Tuesday, July 9, 2013

Rain Rain Go Away!

     Call me a complainer, but I highly doubt you jump for joy when it rains...and rains....and rains for weeks straight.  That's what it has felt like lately here, but to get myself out of this complaining rut, I decided I need to look at all there is to be grateful for!
     Today, I took the kids I babysit (RELATED: Adventures of a Babysitter: Boat Making) to Inniswood Metro Park.  It's a gorgeous place to have a fun day, and we the rain that started around 3:30 p.m.  There are water features, a tree house, and plenty of fun things to thrill a kid on a muggy and hot day.  Fittingly, they were having a kids program about conserving water and measuring rain water.  I have a feeling however, that the rain gauges the kids made aren't going to measure all the water that's coming down this week!  Inniswood also has gorgeous flowers.  Although I'm not a big garden-lover, I do appreciate a beautiful rose or a blossoming daffodil.  These things that I missed when I visited Inniswood as a kid, I appreciate a little more now.


    
(Photo credit: etsy.com)
     This verse came to my mind when I was racking my selfish little brain for what I was grateful for on a day like this-- a day with relationship woes, exhaustion and a bad run.  The rain was just what the flowers need, just what I need, somehow.  Maybe God brought this rain to personally show his provision.  Maybe he brought it to show us how stunning it is to watch a soft water droplet fall to the ground or a dark sky of clouds eventually let light break through.
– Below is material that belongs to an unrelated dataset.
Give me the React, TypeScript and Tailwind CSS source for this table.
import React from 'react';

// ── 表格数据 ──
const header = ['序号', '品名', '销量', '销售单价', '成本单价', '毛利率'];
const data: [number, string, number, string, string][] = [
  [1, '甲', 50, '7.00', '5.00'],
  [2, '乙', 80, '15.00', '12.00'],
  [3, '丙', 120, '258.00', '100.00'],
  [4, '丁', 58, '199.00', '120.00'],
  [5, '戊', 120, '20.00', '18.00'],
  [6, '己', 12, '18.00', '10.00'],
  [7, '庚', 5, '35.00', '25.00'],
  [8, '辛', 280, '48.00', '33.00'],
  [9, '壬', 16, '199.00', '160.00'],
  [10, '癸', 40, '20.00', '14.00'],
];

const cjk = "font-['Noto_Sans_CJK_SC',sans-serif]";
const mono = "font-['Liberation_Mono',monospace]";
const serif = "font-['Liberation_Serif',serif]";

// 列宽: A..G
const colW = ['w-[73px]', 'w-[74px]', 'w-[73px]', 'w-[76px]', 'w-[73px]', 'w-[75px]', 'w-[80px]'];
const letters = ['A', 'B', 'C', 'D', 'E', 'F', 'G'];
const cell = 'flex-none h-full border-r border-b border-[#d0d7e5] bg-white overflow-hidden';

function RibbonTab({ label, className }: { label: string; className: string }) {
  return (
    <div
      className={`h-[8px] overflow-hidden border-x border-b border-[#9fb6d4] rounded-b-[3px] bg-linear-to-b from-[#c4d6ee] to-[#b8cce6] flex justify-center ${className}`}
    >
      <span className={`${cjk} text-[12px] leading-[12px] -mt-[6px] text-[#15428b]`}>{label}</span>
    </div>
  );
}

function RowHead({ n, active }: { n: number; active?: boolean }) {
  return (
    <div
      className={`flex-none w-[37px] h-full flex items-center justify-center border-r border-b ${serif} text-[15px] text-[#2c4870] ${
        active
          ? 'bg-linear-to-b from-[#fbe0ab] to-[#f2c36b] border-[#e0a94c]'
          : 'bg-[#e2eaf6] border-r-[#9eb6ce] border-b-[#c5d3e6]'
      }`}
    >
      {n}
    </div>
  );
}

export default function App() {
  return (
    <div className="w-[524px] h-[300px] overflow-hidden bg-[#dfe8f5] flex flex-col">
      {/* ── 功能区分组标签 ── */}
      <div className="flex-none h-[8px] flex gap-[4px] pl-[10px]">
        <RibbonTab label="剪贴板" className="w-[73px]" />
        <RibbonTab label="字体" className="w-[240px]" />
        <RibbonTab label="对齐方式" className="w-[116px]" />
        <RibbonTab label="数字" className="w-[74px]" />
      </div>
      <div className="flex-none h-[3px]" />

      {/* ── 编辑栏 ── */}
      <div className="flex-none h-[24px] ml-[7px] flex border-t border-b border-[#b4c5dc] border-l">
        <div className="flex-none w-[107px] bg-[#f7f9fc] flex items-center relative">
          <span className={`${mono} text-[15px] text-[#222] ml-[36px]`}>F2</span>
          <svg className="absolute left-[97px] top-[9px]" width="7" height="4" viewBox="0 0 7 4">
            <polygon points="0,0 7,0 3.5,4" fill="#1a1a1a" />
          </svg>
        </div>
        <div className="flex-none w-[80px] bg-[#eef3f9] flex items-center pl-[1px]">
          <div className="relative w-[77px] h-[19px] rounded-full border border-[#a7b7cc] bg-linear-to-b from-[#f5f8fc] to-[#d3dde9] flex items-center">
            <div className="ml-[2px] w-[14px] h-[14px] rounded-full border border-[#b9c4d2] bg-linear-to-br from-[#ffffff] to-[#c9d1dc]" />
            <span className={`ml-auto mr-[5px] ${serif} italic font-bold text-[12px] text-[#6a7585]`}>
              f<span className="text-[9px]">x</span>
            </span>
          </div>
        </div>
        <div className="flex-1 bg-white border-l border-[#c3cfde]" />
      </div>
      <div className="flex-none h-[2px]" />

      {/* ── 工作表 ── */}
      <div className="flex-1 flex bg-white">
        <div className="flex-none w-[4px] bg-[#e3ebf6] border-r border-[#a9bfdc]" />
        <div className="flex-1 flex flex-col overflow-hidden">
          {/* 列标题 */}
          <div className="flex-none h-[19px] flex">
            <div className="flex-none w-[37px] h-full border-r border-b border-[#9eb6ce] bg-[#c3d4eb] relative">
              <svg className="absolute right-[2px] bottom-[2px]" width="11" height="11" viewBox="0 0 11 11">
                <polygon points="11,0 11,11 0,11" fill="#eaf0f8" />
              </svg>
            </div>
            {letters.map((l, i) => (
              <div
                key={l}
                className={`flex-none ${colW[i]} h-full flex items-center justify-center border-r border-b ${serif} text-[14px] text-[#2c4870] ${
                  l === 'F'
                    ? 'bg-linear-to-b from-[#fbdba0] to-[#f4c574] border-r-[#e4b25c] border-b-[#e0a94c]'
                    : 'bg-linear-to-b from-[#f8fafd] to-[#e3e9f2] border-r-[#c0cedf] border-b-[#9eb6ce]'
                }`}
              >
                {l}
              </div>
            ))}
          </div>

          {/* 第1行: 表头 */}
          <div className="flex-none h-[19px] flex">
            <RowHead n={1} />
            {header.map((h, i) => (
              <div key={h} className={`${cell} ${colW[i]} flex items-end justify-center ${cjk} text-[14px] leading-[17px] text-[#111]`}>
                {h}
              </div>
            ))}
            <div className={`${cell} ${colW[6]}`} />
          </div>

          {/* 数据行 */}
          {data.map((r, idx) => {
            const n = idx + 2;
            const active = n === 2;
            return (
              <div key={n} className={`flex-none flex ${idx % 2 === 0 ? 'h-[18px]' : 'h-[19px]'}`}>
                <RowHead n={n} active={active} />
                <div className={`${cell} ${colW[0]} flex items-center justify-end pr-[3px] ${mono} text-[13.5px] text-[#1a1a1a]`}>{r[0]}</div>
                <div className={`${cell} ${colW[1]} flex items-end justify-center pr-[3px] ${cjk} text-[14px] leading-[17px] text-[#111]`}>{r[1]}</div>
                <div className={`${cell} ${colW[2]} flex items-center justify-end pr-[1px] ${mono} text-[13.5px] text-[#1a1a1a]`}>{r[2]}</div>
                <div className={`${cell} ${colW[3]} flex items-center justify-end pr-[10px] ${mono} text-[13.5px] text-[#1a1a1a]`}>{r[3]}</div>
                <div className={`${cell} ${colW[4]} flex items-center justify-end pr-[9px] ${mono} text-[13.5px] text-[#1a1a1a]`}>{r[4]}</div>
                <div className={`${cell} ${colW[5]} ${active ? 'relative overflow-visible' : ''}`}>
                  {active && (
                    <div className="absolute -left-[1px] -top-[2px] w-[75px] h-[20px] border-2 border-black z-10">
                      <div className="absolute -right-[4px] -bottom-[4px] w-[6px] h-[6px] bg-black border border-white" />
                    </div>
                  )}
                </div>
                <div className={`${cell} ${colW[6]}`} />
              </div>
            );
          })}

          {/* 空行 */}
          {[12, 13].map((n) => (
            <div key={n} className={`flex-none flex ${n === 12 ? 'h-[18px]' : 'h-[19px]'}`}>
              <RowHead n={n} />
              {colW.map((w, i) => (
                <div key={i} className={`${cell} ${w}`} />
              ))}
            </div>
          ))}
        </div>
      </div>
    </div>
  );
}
     My point is, however, God has a reason for every little thing that happens.  He puts little things in our paths every day to show us how much he loves us.  I, for one, am not very good at recognizing that.  Once in a while, I will acknowledge one of these things as "cool," but too rarely do I actually thank God for it.  
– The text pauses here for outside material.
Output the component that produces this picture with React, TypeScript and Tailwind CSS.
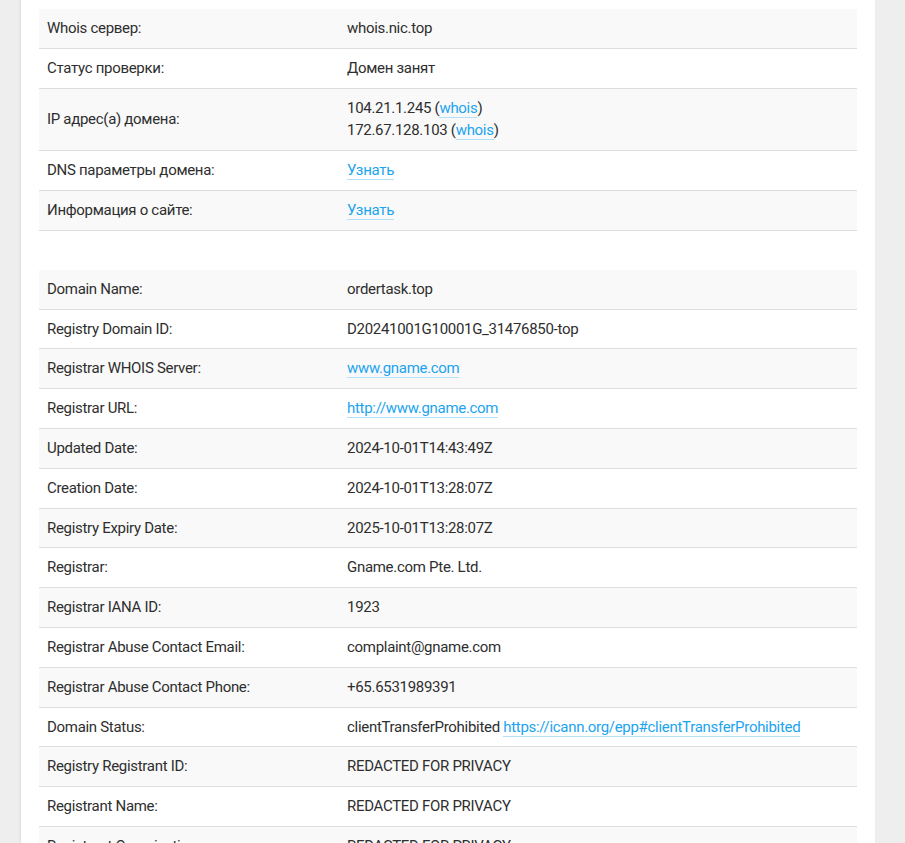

     If you are feeling a little ungrateful like me and maybe are missing out on some of things that God has placed in your daily walk, its never too late to start.  Try writing in a notebook or even making a note on your phone where you jot down the little things from God every day.  Some powerful rain and a dark sky make me feel very little in this vast world around me.  Yet, God has his hand in all things: big and small.  Look for those little signs every day (and yes, rain can be one of them!).